If your sales and profits have dwindled in recent years or your business’s technology is outdated, the overall value may be low, Bartelme said. You may want to consider selling just your real estate or other business assets instead if the business itself is not worth as much as you hoped, he said.

You may also want to investigate potential buyers’ plans for financing the deal. In some cases, you may be able to finance the sale yourself and have the buyer pay the total cost in periodic installments.

Get ready for the due diligence process.

A prospective buyer would analyze all areas of your business, including your financial history, sales trends or environmental impact, Bartelme said. The buyer could hire a single lawyer or accountant to review your business or bring in a full team of professionals.

Depending on what’s discovered, the buyer could ask you to make changes to the business before the deal is finalized, Bartelme said. The closing process could take between 30 and 60 days.
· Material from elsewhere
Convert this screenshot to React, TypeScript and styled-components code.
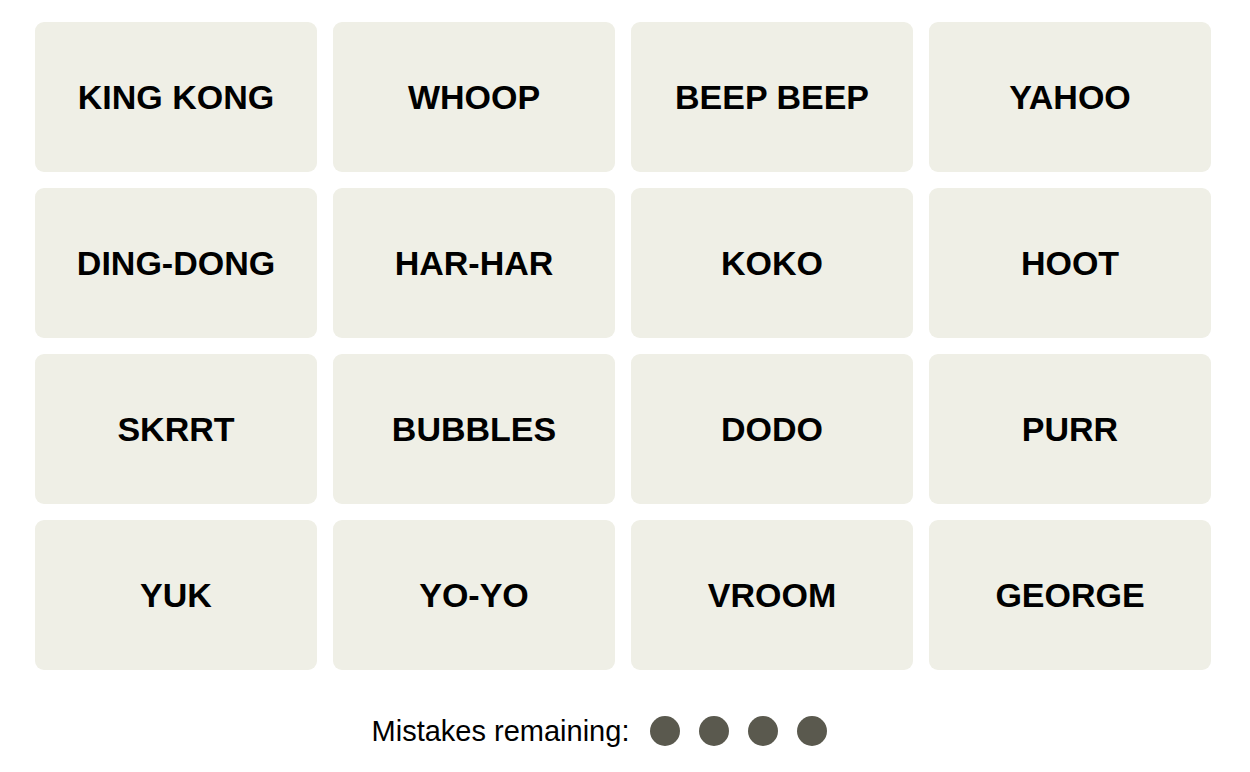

You may want to take a proactive look inward and make any fast fixes before a buyer starts their due diligence to speed up the timeline.

“The more the current owner can do to get their house in order, the better off for both parties,” Bartelme said. “If I put myself in the buyer’s shoes, what might I see here that might be a problem for them?”

Once you sell the business, the IRS would categorize each asset of the business as a capital asset or property, rather than treating the business as one whole asset. Each asset would be treated as a separate gain or loss.

Ongoing negotiations during the due diligence period sometimes deter business owners from carrying out the sale process. Because of personal ties to the business, it can be difficult for business owners to accept a price lower than what seems fair, Bartelme said, though the other options would be staying on board or dissolving the company.

“I do believe a lot of business owners clearly have emotional connection to the business,” Bartelme said. “But, I think, when they decide to sell is when they’ve been able to make selling it the better option.”